As we enter into the next year and the next decade it will become abundantly clear to Warmists that their IPCC doomsday scenarios are just not panning out re: Co2 and warming. They can dismiss Monckton if they like but the truth will always out with time and their opportunities to spin and ‘adjust’ will become fewer and fewer. A bit like someone painting themselves into a corner or digging a hole. :o)

Chuck Norcutt
August 14, 2010 6:17 am

There is a measurement unit typo just above the last graph “…CO2 concentration in 2010 was only 388 K…” should read “…CO2 concentration in 2010 was only 388 ppmv…”
[Fixed, thanx.]

Corey S.
August 14, 2010 6:22 am

“CO2 concentration in 2010 was only 388 K”
“K” should be “ppmv”
[Fixed, thanx. ~dbs]

August 14, 2010 6:25 am

I find the best long term fit of the reported atmospheric CO2 is not exponential or linear, but is a sine function with a cycle wave length of 307.5 years.
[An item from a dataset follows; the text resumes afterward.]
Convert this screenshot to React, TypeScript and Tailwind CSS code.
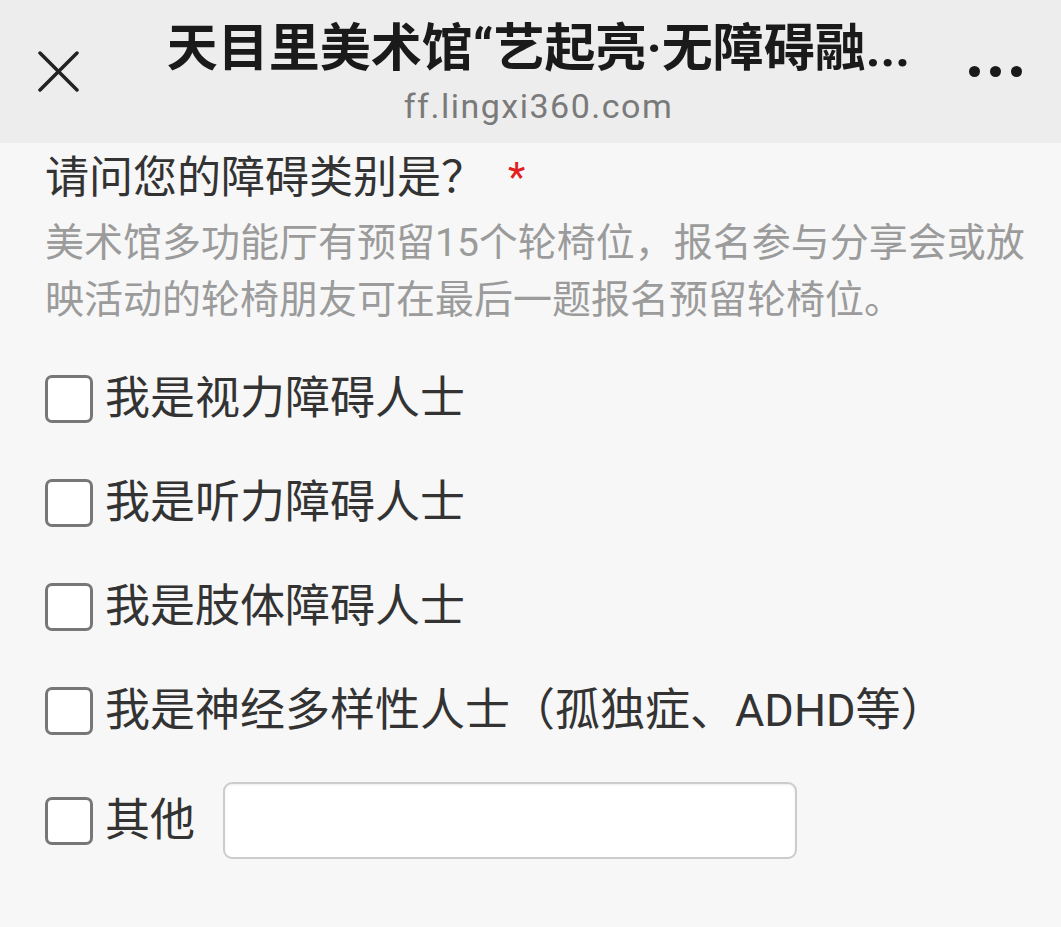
const options = [
  "我是视力障碍人士",
  "我是听力障碍人士",
  "我是肢体障碍人士",
  "我是神经多样性人士（孤独症、ADHD等）",
];

function Checkbox() {
  return <span className="w-[48px] h-[48px] shrink-0 rounded-[7px] border-[3px] border-[#777] bg-white" />;
}

export default function App() {
  return (
    <div
      className="min-h-screen w-[1061px] bg-[#f7f7f7]"
      style={{ fontFamily: 'Roboto, "Noto Sans CJK SC", sans-serif' }}
    >
      <header className="flex h-[143px] bg-[#ededed]">
        <div className="w-[120px] pl-[38px] pt-[51px]">
          <svg width="41" height="41" viewBox="0 0 41 41" fill="none" stroke="#222" strokeWidth="3.5" strokeLinecap="round">
            <path d="M2 2 L39 39 M39 2 L2 39" />
          </svg>
        </div>
        <div className="flex-1 flex flex-col items-center pt-[20px]">
          <h1 className="text-[51px] leading-[58px] font-bold text-[#1a1a1a] whitespace-nowrap">
            天目里美术馆“艺起亮·无障碍融...
          </h1>
          <p className="mt-[9px] text-[34px] leading-[38px] tracking-[1.5px] text-[#7a7a7a]">ff.lingxi360.com</p>
        </div>
        <div className="w-[104px] pl-[12px] pt-[66px] flex gap-[10px]">
          <span className="w-[11px] h-[11px] rounded-full bg-[#1a1a1a]" />
          <span className="w-[11px] h-[11px] rounded-full bg-[#1a1a1a]" />
          <span className="w-[11px] h-[11px] rounded-full bg-[#1a1a1a]" />
        </div>
      </header>

      <main className="px-[45px] pt-[7px] pb-[60px]">
        <div className="flex items-center text-[44px] leading-[56px] text-[#333]">
          <span>请问您的障碍类别是？</span>
          <span className="ml-[23px] text-[#e02020] text-[40px]">*</span>
        </div>
        <p className="mt-[9px] text-[39px] leading-[57px] text-[#9b9b9b] whitespace-nowrap">
          美术馆多功能厅有预留15个轮椅位，报名参与分享会或放
          <br />
          映活动的轮椅朋友可在最后一题报名预留轮椅位。
        </p>

        <div className="mt-[46px] flex flex-col gap-[56px]">
          {options.map((o) => (
            <label key={o} className="flex items-center h-[48px]">
              <Checkbox />
              <span className="ml-[12px] text-[45px] leading-[56px] text-[#333] whitespace-nowrap">{o}</span>
            </label>
          ))}
        </div>

        <div className="mt-[47px] flex items-center h-[77px]">
          <Checkbox />
          <span className="ml-[12px] text-[45px] leading-[56px] text-[#333]">其他</span>
          <input
            type="text"
            className="ml-[28px] w-[574px] h-[77px] rounded-[9px] border-2 border-[#ccc] bg-white shadow-[inset_0_1px_2px_rgba(0,0,0,0.08)] outline-none"
          />
        </div>
      </main>
    </div>
  );
}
Following this function, CO2 will max out at the turn of the century at around 500 ppm regardless of what we do to control it. Atmospheric moisture including clouds and rain control the atmospheric concentration of CO2. It also controls the rate of energy lost to space.

david
August 14, 2010 6:25 am

Mr Monckton, I do hope you will respond to any comments critical of your presentation. Thanks.